▸ Given exercise:
Show all lines holding the string "components".

▸ Available data:
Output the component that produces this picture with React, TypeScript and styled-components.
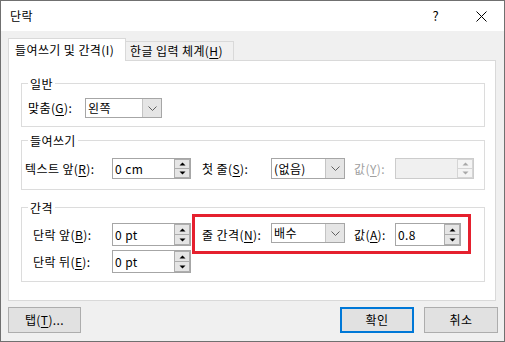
import React from 'react'
import styled, { createGlobalStyle } from 'styled-components'

const GlobalStyle = createGlobalStyle`
  html, body {
    margin: 0;
    padding: 0;
    background: #ffffff;
  }
  body {
    font-family: "Noto Sans CJK KR", "Noto Sans", sans-serif;
    font-size: 12px;
    letter-spacing: 0.4px;
    color: #000000;
  }
  * {
    box-sizing: border-box;
  }
  u {
    text-decoration-thickness: 1px;
    text-underline-offset: 2px;
  }
`

// window frame
const Window = styled.div`
  width: 505px;
  height: 342px;
  border: 1px solid #707070;
  display: flex;
  flex-direction: column;
  background: #f0f0f0;
`

const TitleBar = styled.div`
  height: 30px;
  flex-shrink: 0;
  display: flex;
  align-items: center;
  padding-left: 9px;
  background: #ffffff;
`

const Title = styled.span`
  flex: 1;
  line-height: 16px;
`

const HelpGlyph = styled.span`
  margin-right: 37px;
  font-size: 13px;
  line-height: 16px;
`

const CloseGlyph = styled.svg`
  margin-right: 17px;
`

const Body = styled.div`
  flex: 1;
  display: flex;
  flex-direction: column;
  padding: 7px 8px 8px 7px;
`

// tabs
const TabRow = styled.div`
  height: 22px;
  display: flex;
  align-items: flex-end;
`

const Tab = styled.div<{ $active?: boolean; $w: number }>`
  position: relative;
  z-index: ${p => (p.$active ? 1 : 0)};
  width: ${p => p.$w}px;
  height: ${p => (p.$active ? 23 : 19)}px;
  margin-bottom: ${p => (p.$active ? -1 : 0)}px;
  margin-left: ${p => (p.$active ? 0 : -1)}px;
  padding-left: ${p => (p.$active ? 6 : 4)}px;
  display: flex;
  align-items: center;
  line-height: 16px;
  white-space: nowrap;
  background: ${p => (p.$active ? '#ffffff' : '#f0f0f0')};
  border: 1px solid #d9d9d9;
  border-bottom: none;
`

const Panel = styled.div`
  height: 241px;
  flex-shrink: 0;
  display: flex;
  flex-direction: column;
  padding: 15px 10px 0 12px;
  background: #ffffff;
  border: 1px solid #d9d9d9;
`

// group boxes
const Group = styled.fieldset<{ $mt: number }>`
  margin: ${p => p.$mt}px 0 0;
  padding: 0;
  min-width: 0;
  border: 1px solid #dcdcdc;
`

const Legend = styled.legend`
  margin-left: 6px;
  padding: 0 2px;
  line-height: 15px;
`

const GroupBody = styled.div<{ $pt: number; $pb: number }>`
  display: flex;
  flex-direction: column;
  gap: 4px;
  padding: ${p => p.$pt}px 0 ${p => p.$pb}px;
`

const Row = styled.div<{ $h: number }>`
  height: ${p => p.$h}px;
  display: flex;
  align-items: flex-start;
`

const Label = styled.div<{ $w: number; $pl: number; $disabled?: boolean }>`
  width: ${p => p.$w}px;
  align-self: stretch;
  flex-shrink: 0;
  display: flex;
  align-items: center;
  padding-left: ${p => p.$pl}px;
  line-height: 16px;
  white-space: nowrap;
  color: ${p => (p.$disabled ? '#a0a0a0' : '#000000')};
`

// combo box
const ComboBox = styled.div<{ $w: number; $h: number }>`
  width: ${p => p.$w}px;
  height: ${p => p.$h}px;
  flex-shrink: 0;
  display: flex;
  background: #ffffff;
  border: 1px solid #a6a6a6;
`

const ComboText = styled.div`
  flex: 1;
  display: flex;
  align-items: center;
  padding-left: 2px;
  line-height: 16px;
  white-space: nowrap;
`

const ComboDrop = styled.div`
  width: 19px;
  display: flex;
  align-items: center;
  justify-content: center;
  background: #e5e5e5;
  border-left: 1px solid #c4c4c4;
`

// spin box
const SpinBox = styled.div<{ $w: number; $h: number; $disabled?: boolean }>`
  width: ${p => p.$w}px;
  height: ${p => p.$h}px;
  flex-shrink: 0;
  display: flex;
  background: ${p => (p.$disabled ? '#f0f0f0' : '#ffffff')};
  border: 1px solid ${p => (p.$disabled ? '#cccccc' : '#a6a6a6')};
`

const SpinText = styled.div`
  flex: 1;
  display: flex;
  align-items: center;
  padding-left: 2px;
  line-height: 16px;
  white-space: nowrap;
`

const SpinButtons = styled.div`
  width: 16px;
  display: flex;
  flex-direction: column;
`

const SpinButton = styled.div<{ $disabled?: boolean }>`
  flex: 1;
  display: flex;
  align-items: center;
  justify-content: center;
  background: ${p => (p.$disabled ? '#f4f4f4' : '#e5e5e5')};
  border: 1px solid ${p => (p.$disabled ? '#d5d5d5' : '#adadad')};

  & + & {
    border-top: none;
  }
`

// red highlight around line spacing
const Highlight = styled.div`
  display: flex;
  align-items: flex-start;
  margin: -9px 0 -8px 1px;
  padding: 6px 7px 5px 0;
  border: 3px solid #e5202e;
`

const HighlightRow = styled.div`
  height: 23px;
  display: flex;
  align-items: flex-start;
`

// bottom buttons
const ButtonRow = styled.div`
  height: 26px;
  display: flex;
  gap: 10px;
  margin: 6px -2px 0 0;
`

const Button = styled.div<{ $w: number; $default?: boolean }>`
  width: ${p => p.$w}px;
  display: flex;
  align-items: center;
  justify-content: center;
  line-height: 16px;
  background: #e1e1e1;
  border: ${p => (p.$default ? '2px solid #0078d7' : '1px solid #adadad')};
`

const Spacer = styled.div`
  flex: 1;
`

const Arrow: React.FC<{ up?: boolean; disabled?: boolean }> = ({ up, disabled }) => (
  <svg width="7" height="4" viewBox="0 0 7 4">
    <path
      d={up ? 'M0.5 3.5 L3.5 0.5 L6.5 3.5Z' : 'M0.5 0.5 L3.5 3.5 L6.5 0.5Z'}
      fill={disabled ? '#a8a8a8' : '#000000'}
    />
  </svg>
)

const Chevron = () => (
  <svg width="9" height="5" viewBox="0 0 9 5">
    <polyline points="0.5,0.5 4.5,4.5 8.5,0.5" fill="none" stroke="#606060" strokeWidth="1" />
  </svg>
)

const Combo: React.FC<{ value: string; w: number; h: number }> = ({ value, w, h }) => (
  <ComboBox $w={w} $h={h}>
    <ComboText>{value}</ComboText>
    <ComboDrop>
      <Chevron />
    </ComboDrop>
  </ComboBox>
)

const Spin: React.FC<{ value: string; w: number; h: number; disabled?: boolean }> = ({ value, w, h, disabled }) => (
  <SpinBox $w={w} $h={h} $disabled={disabled}>
    <SpinText>{value}</SpinText>
    <SpinButtons>
      <SpinButton $disabled={disabled}>
        <Arrow up disabled={disabled} />
      </SpinButton>
      <SpinButton $disabled={disabled}>
        <Arrow disabled={disabled} />
      </SpinButton>
    </SpinButtons>
  </SpinBox>
)

const App: React.FC = () => {
  return <>
    <GlobalStyle />
    <Window>
      <TitleBar>
        <Title>단락</Title>
        <HelpGlyph>?</HelpGlyph>
        <CloseGlyph width="11" height="11" viewBox="0 0 11 11">
          <path d="M0.5 0.5 L10.5 10.5 M10.5 0.5 L0.5 10.5" stroke="#000000" strokeWidth="1" />
        </CloseGlyph>
      </TitleBar>
      <Body>
        <TabRow>
          <Tab $active $w={118}>들여쓰기 및 간격(I)</Tab>
          <Tab $w={109}>한글 입력 체계(<u>H</u>)</Tab>
        </TabRow>
        <Panel>
          <Group $mt={0}>
            <Legend>일반</Legend>
            <GroupBody $pt={7} $pb={8}>
              <Row $h={20}>
                <Label $w={63} $pl={6}>맞춤(<u>G</u>):</Label>
                <Combo value="왼쪽" w={77} h={20} />
              </Row>
            </GroupBody>
          </Group>
          <Group $mt={6}>
            <Legend>들여쓰기</Legend>
            <GroupBody $pt={10} $pb={10}>
              <Row $h={21}>
                <Label $w={90} $pl={3}>텍스트 앞(<u>R</u>):</Label>
                <Spin value="0 cm" w={79} h={21} />
                <Label $w={80} $pl={11}>첫 줄(<u>S</u>):</Label>
                <Combo value="(없음)" w={74} h={21} />
                <Label $w={50} $pl={9} $disabled>값(<u>Y</u>):</Label>
                <Spin value="" w={79} h={21} disabled />
              </Row>
            </GroupBody>
          </Group>
          <Group $mt={10}>
            <Legend>간격</Legend>
            <GroupBody $pt={8} $pb={8}>
              <Row $h={23}>
                <Label $w={90} $pl={11}>단락 앞(<u>B</u>):</Label>
                <Spin value="0 pt" w={79} h={23} />
                <Highlight>
                  <HighlightRow>
                    <Label $w={76} $pl={7}>줄 간격(<u>N</u>):</Label>
                    <Combo value="배수" w={74} h={20} />
                    <Label $w={50} $pl={9}>값(<u>A</u>):</Label>
                    <Spin value="0.8" w={66} h={23} />
                  </HighlightRow>
                </Highlight>
              </Row>
              <Row $h={23}>
                <Label $w={90} $pl={11}>단락 뒤(<u>E</u>):</Label>
                <Spin value="0 pt" w={79} h={23} />
              </Row>
            </GroupBody>
          </Group>
        </Panel>
        <ButtonRow>
          <Button $w={73}>탭(<u>T</u>)...</Button>
          <Spacer />
          <Button $w={74} $default>확인</Button>
          <Button $w={74}>취소</Button>
        </ButtonRow>
      </Body>
    </Window>
  </>
}

export default App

▸ Exercise solution:
Output the component that produces this picture with React, TypeScript and styled-components.
import styled, { createGlobalStyle } from 'styled-components'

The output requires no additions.